Complex object manipulation problems
On the face of it, this may seem a relatively simple issue. But it’s not. "We humans quickly forget the complexity of the tasks we perform," Rika says. "We first learn to pick up and manipulate objects while we're still babies. Our manipulation of them becomes more complex as we grow into adults, but we don’t notice that. In part, that is because of the high sensitivity of the skin on the human hand, which we take for granted."

In order to address this challenge, Rika and her team will be working with a range of collaborators. These include two other Cambridge University projects also funded under the Robot Dexterity programme.

One, led by Fumiya Iida, Professor of Robotics in the Engineering Department, is developing a scalable and flexible tactile sensing system based on Electrical Impedance Tomography (EIT). This system is designed to support real-time, closed-loop control for robots performing force-sensitive manipulation tasks—such as using scissors, screwdrivers, or chopsticks.

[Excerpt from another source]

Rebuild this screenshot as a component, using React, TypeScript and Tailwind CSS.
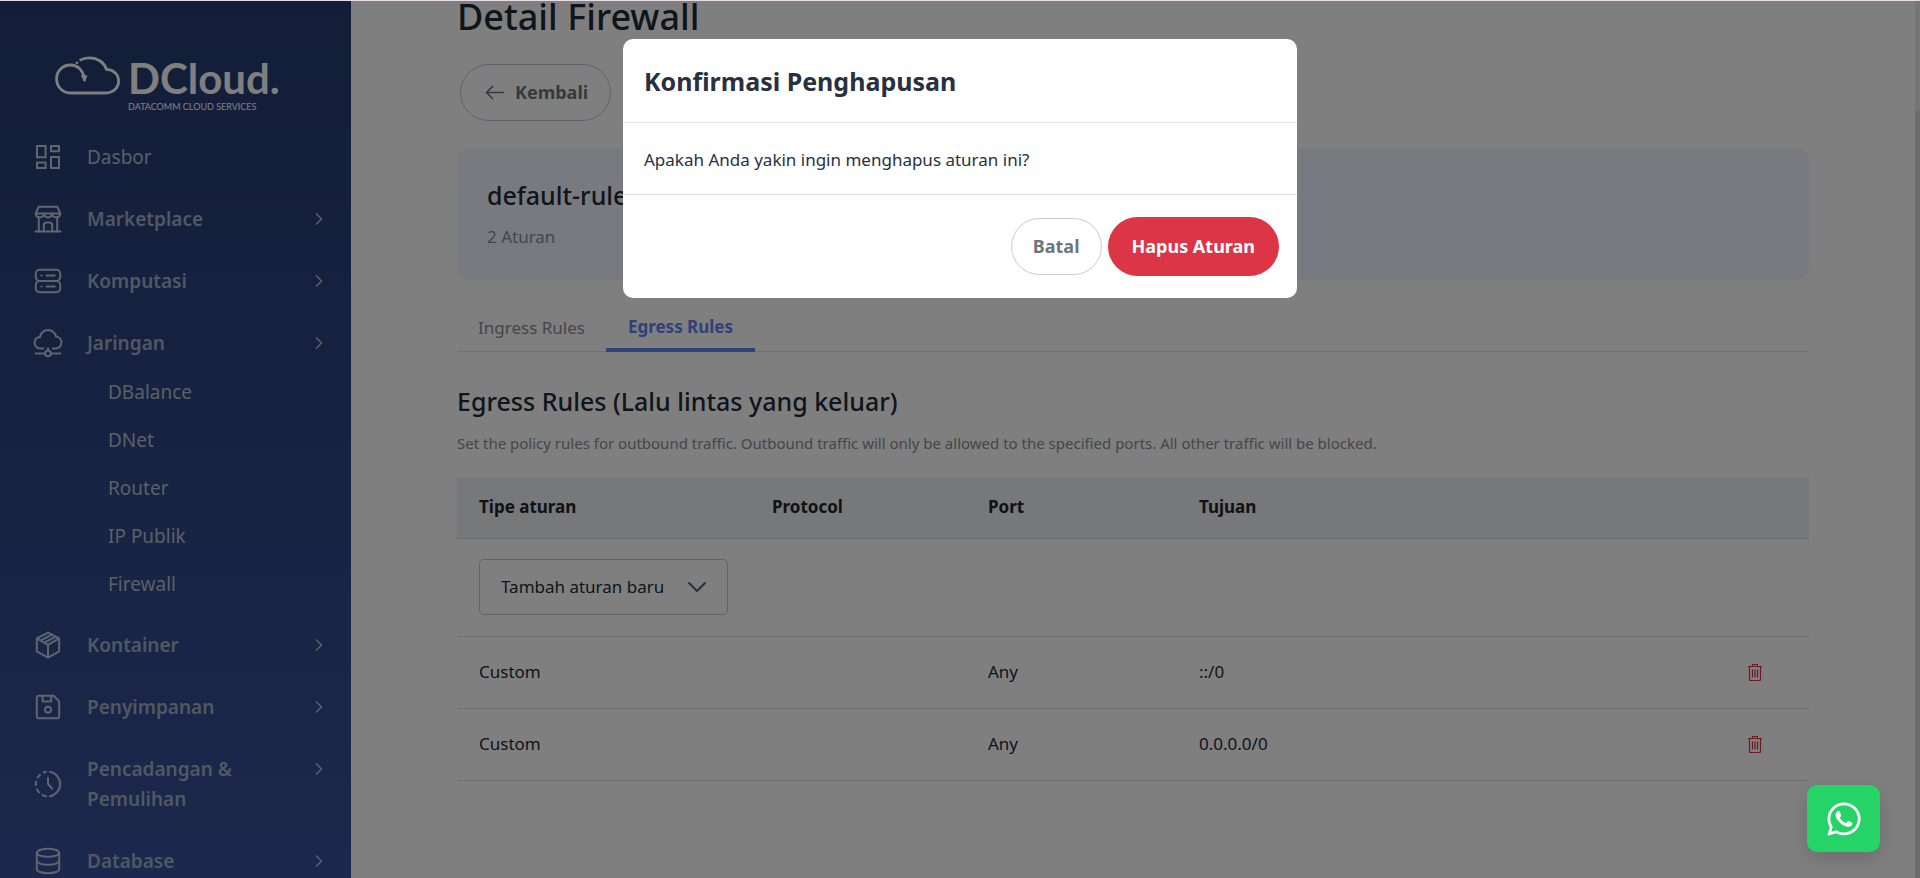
import React, { useState } from 'react';
import { ChevronDown, ChevronRight } from 'lucide-react';
import { FaWhatsapp } from 'react-icons/fa';

interface MenuItem {
  label: string;
  icon: React.ReactNode;
  children?: string[];
  expandable?: boolean;
}

interface Rule {
  id: number;
  type: string;
  protocol: string;
  port: string;
  target: string;
}

function MenuIcon({ children }: { children: React.ReactNode }) {
  return (
    <svg
      viewBox="0 0 30 30"
      className="size-[30px] shrink-0 text-[#c0ccd6]"
      fill="none"
      stroke="currentColor"
      strokeWidth="2"
      strokeLinecap="round"
      strokeLinejoin="round"
      aria-hidden="true"
    >
      {children}
    </svg>
  );
}

const MENU: MenuItem[] = [
  {
    label: 'Dasbor',
    icon: (
      <MenuIcon>
        <g strokeLinejoin="miter">
          <path d="M4 4h8.600v11.200H4zM18 4h8v5.200h-8zM18 15h8v11h-8zM4 20.600h8.600V26H4z" />
        </g>
      </MenuIcon>
    )
  },
  {
    label: 'Marketplace',
    expandable: true,
    icon: (
      <MenuIcon>
        <path d="M5.500 2.800h19l2.700 6.600H2.800z" />
        <path d="M2.800 9.600c0 5 7.400 5 8.200 0 .6 5 7.400 5 8 0 .8 5 8.200 5 8.200 0" />
        <path d="M5.800 14v13.300M24.200 14v13.300M2.600 27.400h24.800" />
        <path d="M10.800 27v-6c0-1.600 1-2.600 2.600-2.600h3.200c1.600 0 2.600 1 2.600 2.600v6" />
      </MenuIcon>
    )
  },
  {
    label: 'Komputasi',
    expandable: true,
    icon: (
      <MenuIcon>
        <rect x="2.800" y="3.800" width="24.400" height="11.200" rx="4" />
        <rect x="2.800" y="15" width="24.400" height="11.200" rx="4" />
        <path d="M8.400 9.400h.2M13.400 9.400h8.400M8.400 20.600h.2M13.400 20.600h8.400" />
      </MenuIcon>
    )
  },
  {
    label: 'Jaringan',
    expandable: true,
    children: ['DBalance', 'DNet', 'Router', 'IP Publik', 'Firewall'],
    icon: (
      <MenuIcon>
        <path d="M10.400 20.600H8C4.200 20.600 1.600 18 1.600 14.800c0-3 2.200-5.400 5.400-5.800C7.600 5.200 10.800 2 15 2s7.400 3 8 6.600c3.200.2 5.400 2.800 5.400 5.800 0 3.400-2.600 6.200-6 6.200h-2.600" />
        <circle cx="15" cy="25.400" r="2.800" />
        <path d="M15 22.400v-2.200M2.800 25.400h9M18.200 25.400h9" />
      </MenuIcon>
    )
  },
  {
    label: 'Kontainer',
    expandable: true,
    icon: (
      <MenuIcon>
        <path d="M15 2.600 26.200 8.400v13L15 27.600 3.800 21.400v-13zM3.800 8.400 15 14.800l11.200-6.400M15 14.800v12.800M7.400 10.600 18.800 4.600M11.200 12.600 22.600 6.600" />
      </MenuIcon>
    )
  },
  {
    label: 'Penyimpanan',
    expandable: true,
    icon: (
      <MenuIcon>
        <path d="M5.800 3.800h14.800L26.200 9.400v14.800c0 1.200-.8 2-2 2H5.800c-1.200 0-2-.8-2-2V5.800c0-1.200.8-2 2-2z" />
        <path d="M9.600 4v5.400h8.600V4" />
        <circle cx="15" cy="17.800" r="3" />
      </MenuIcon>
    )
  },
  {
    label: 'Pencadangan & Pemulihan',
    expandable: true,
    icon: (
      <MenuIcon>
        <path d="M17 2.800a12.400 12.400 0 0 1 0 24.400" />
        <path d="M13 27.200a12.400 12.400 0 0 1 0-24.400" strokeDasharray="3.600 4.400" />
        <path d="M15 9v6l4.200 4.600" />
      </MenuIcon>
    )
  },
  {
    label: 'Database',
    expandable: true,
    icon: (
      <MenuIcon>
        <ellipse cx="15" cy="6.800" rx="11.200" ry="4" />
        <path d="M3.800 6.800v16.400c0 2.200 5 4 11.200 4s11.200-1.800 11.200-4V6.800" />
        <path d="M3.800 14.800c0 2.200 5 4 11.200 4s11.200-1.800 11.200-4" />
      </MenuIcon>
    )
  }
];

const RULES: Rule[] = [
  { id: 1, type: 'Custom', protocol: '', port: 'Any', target: '::/0' },
  { id: 2, type: 'Custom', protocol: '', port: 'Any', target: '0.0.0.0/0' }
];

function Logo() {
  return (
    <a href="#" className="ml-[54px] flex items-start gap-2 text-white">
      <svg viewBox="0 0 66 40" className="mt-1 h-10 w-[66px]" fill="none" stroke="currentColor" aria-hidden="true">
        <path
          d="M30.400 25.600C30 16.500 24.500 10 16.500 10 8.500 10 2.600 16 2.600 23.800c0 8 5.800 14.200 13.900 14.200h35.300c7.200 0 12.800-5.200 12.800-12 0-6.600-5.300-11.600-12.100-11.600C50.200 7.400 43.500 2.800 35.600 2.800c-3.800 0-7 .8-10 2.600"
          strokeWidth="2.800"
        />
        <path d="M26.600 20.600l6.800-.4-2.400 7z" fill="currentColor" stroke="none" />
        <circle cx="22.900" cy="7.800" r="1.400" fill="currentColor" stroke="none" />
      </svg>
      <span className="flex flex-col font-['Lato',sans-serif]">
        <span className="text-[42px] leading-[54px] font-bold">DCloud.</span>
        <span className="-mt-1 text-[9px] leading-3">DATACOMM CLOUD SERVICES</span>
      </span>
    </a>
  );
}

function Sidebar() {
  return (
    <aside className="w-[351px] shrink-0 overflow-hidden bg-linear-to-b from-[#263b70] to-[#38509a] pt-[50px]">
      <Logo />
      <nav className="mt-[13px]">
        <ul>
          {MENU.map(item => (
            <li key={item.label}>
              <button type="button" className="flex w-full items-center py-4 pr-[22px] pl-[33px] text-left">
                {item.icon}
                <span
                  className={
                    item.expandable
                      ? 'ml-6 w-[190px] text-[19px] leading-[30px] font-semibold text-[#a2b0c4]'
                      : 'ml-6 w-[190px] text-[19px] leading-[30px] text-[#b4c0cc]'
                  }
                >
                  {item.label}
                </span>
                {item.expandable && (
                  <span className="ml-auto flex h-[30px] items-center self-start text-[#b4c0cc]">
                    <ChevronRight size={20} strokeWidth={2} />
                  </span>
                )}
              </button>
              {item.children && (
                <ul className="-mt-[6px] pb-[6px]">
                  {item.children.map(child => (
                    <li key={child}>
                      <a href="#" className="block py-[9px] pl-[108px] text-[19px] leading-[30px] text-[#b4c0cc]">
                        {child}
                      </a>
                    </li>
                  ))}
                </ul>
              )}
            </li>
          ))}
        </ul>
      </nav>
    </aside>
  );
}

function BackArrow() {
  return (
    <svg viewBox="0 0 19 15" className="h-[15px] w-[19px]" fill="none" stroke="currentColor" strokeWidth="1.600" aria-hidden="true">
      <path d="M19 7.500H1.500M8 1 1.500 7.500 8 14" />
    </svg>
  );
}

function TrashIcon() {
  return (
    <svg viewBox="0 0 14 17" className="h-[17px] w-[14px]" fill="none" stroke="currentColor" strokeWidth="1.200" aria-hidden="true">
      <path d="M0 2.500h14M4.500 2.500v-2h5v2M1.500 2.500v13c0 .6.400 1 1 1h9c.6 0 1-.4 1-1v-13M4.500 5.500v8M7 5.500v8M9.500 5.500v8" />
    </svg>
  );
}

function RulesTable() {
  return (
    <table className="mt-[19px] w-full table-fixed border-collapse text-left text-[17px] leading-6 text-[#212b36]">
      <thead>
        <tr className="h-[61px] border-b border-[#d6dbe0] bg-[#edf0f4] text-[#212529]">
          <th className="w-[293px] px-[22px] font-bold">Tipe aturan</th>
          <th className="w-[216px] px-[22px] font-bold">Protocol</th>
          <th className="w-[211px] px-[22px] font-bold">Port</th>
          <th className="px-[22px] font-bold">Tujuan</th>
          <th className="w-[108px]" aria-label="Aksi"></th>
        </tr>
      </thead>
      <tbody>
        <tr className="border-b border-[#dee2e6]">
          <td colSpan={5} className="px-[22px] pt-5 pb-[21px]">
            <div className="relative w-[249px]">
              <select
                aria-label="Tambah aturan baru"
                className="block h-14 w-full appearance-none rounded-[5px] border border-[#c8c5d8] bg-transparent px-[21px] text-[17px]"
              >
                <option>Tambah aturan baru</option>
              </select>
              <ChevronDown
                className="pointer-events-none absolute top-3 right-[15px] size-8 text-[#5a6068]"
                strokeWidth={1.5}
              />
            </div>
          </td>
        </tr>
        {RULES.map(rule => (
          <tr key={rule.id} className="h-[72px] border-b border-[#dee2e6]">
            <td className="px-[22px]">{rule.type}</td>
            <td className="px-[22px]">{rule.protocol}</td>
            <td className="px-[22px]">{rule.port}</td>
            <td className="px-[22px]">{rule.target}</td>
            <td>
              <button type="button" aria-label="Hapus" className="mx-auto block text-[#dc3545]">
                <TrashIcon />
              </button>
            </td>
          </tr>
        ))}
      </tbody>
    </table>
  );
}

function ConfirmModal({ onClose }: { onClose: () => void }) {
  return (
    <div className="absolute inset-0 z-10 flex items-start justify-center bg-black/50 pt-[38px]">
      <div role="dialog" aria-labelledby="confirm-title" className="w-[674px] rounded-[10px] bg-white text-[#283041]">
        <h2 id="confirm-title" className="border-b border-[#dee2e6] px-[21px] pt-[25px] pb-6 text-[25px] leading-[34px] font-bold">
          Konfirmasi Penghapusan
        </h2>
        <p className="border-b border-[#dddee8] px-[21px] pt-[23px] pb-[21px] text-[17px] leading-[27px]">
          Apakah Anda yakin ingin menghapus aturan ini?
        </p>
        <div className="flex items-center justify-end gap-[6px] px-[18px] py-[22px] text-[18px] font-bold">
          <button
            type="button"
            onClick={onClose}
            className="h-[57px] rounded-full border border-[#cbc8dc] px-[21px] text-[#6c757d]"
          >
            Batal
          </button>
          <button type="button" onClick={onClose} className="h-[59px] rounded-full bg-[#dc3545] px-6 text-white">
            Hapus Aturan
          </button>
        </div>
      </div>
    </div>
  );
}

export default function App() {
  const [showConfirm, setShowConfirm] = useState(true);

  return (
    <div className="flex h-screen flex-col border-t border-[#ecdcea] bg-white font-['Noto_Sans',sans-serif]">
      <div className="relative flex min-h-0 flex-1 overflow-hidden">
        <Sidebar />

        <main className="min-w-0 flex-1 overflow-hidden px-[106px]">
          <h1 className="text-[36px] leading-[32px] font-medium text-[#212b36]">Detail Firewall</h1>

          <a
            href="#"
            className="mt-[31px] ml-[3px] inline-flex h-[57px] items-center gap-[11px] rounded-full border border-[#c8c5d8] pr-[22px] pl-6 text-[18px] font-bold text-[#6c757d]"
          >
            <BackArrow />
            Kembali
          </a>

          <section className="mt-[27px] h-[132px] rounded-[12px] bg-[#f2f4ff] px-[30px] pt-7">
            <h2 className="text-[25px] leading-[38px] font-medium text-[#212b36]">default-rule</h2>
            <p className="mt-[6px] text-[17px] leading-[34px] text-[#868e96]">2 Aturan</p>
          </section>

          {/* Tabs */}
          <div className="mt-[22px] flex border-b border-[#dee2e6] text-[17px]">
            <button type="button" className="h-[49px] w-[149px] pt-[2px] text-[#868e96]">
              Ingress Rules
            </button>
            <button
              type="button"
              className="-mb-px h-[50px] w-[149px] border-b-4 border-[#5985f0] pt-1 font-bold text-[#5985f0]"
            >
              Egress Rules
            </button>
          </div>

          <h2 className="mt-[30px] text-[25px] leading-[38px] font-medium text-[#212b36]">
            Egress Rules (Lalu lintas yang keluar)
          </h2>
          <p className="mt-2 text-[15px] leading-[30px] text-[#868e96]">
            Set the policy rules for outbound traffic. Outbound traffic will only be allowed to the specified ports. All
            other traffic will be blocked.
          </p>

          <RulesTable />
        </main>

        {/* Page scrollbar */}
        <div className="w-[5px] shrink-0 bg-[#ececec]">
          <div className="mt-[109px] h-full rounded-t-full bg-[#d8d8d8]" />
        </div>

        {showConfirm && <ConfirmModal onClose={() => setShowConfirm(false)} />}
      </div>

      <a
        href="#"
        aria-label="WhatsApp"
        className="fixed right-10 bottom-[26px] z-20 flex h-[67px] w-[73px] items-center justify-center rounded-[10px] bg-[#25d366] text-white shadow-[0_6px_18px_rgba(0,0,0,0.15)]"
      >
        <FaWhatsapp size={38} />
      </a>
    </div>
  );
}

Another project, led by Prof Tawfique Hasan, Director of the Nanoengineering Group at the Cambridge Graphene Centre, focuses on next-generation electronic skin to improve robots' ability to perceive and respond to their environments.

Electronic skin
Drawing on years of research in flexible, graphene-based materials, the group is designing electronic skin that detects force, temperature, and texture in real time. The goal is to give robots a sense of touch that approaches human capability – critical for manipulating delicate objects or operating in unstructured environments.

And there are additional collaborators getting involved beyond the University. "We need teamwork across different universities, companies, and disciplines," Rika says. "ARIA has done an amazing job of bringing us together – and I believe this is the key to the programme’s success."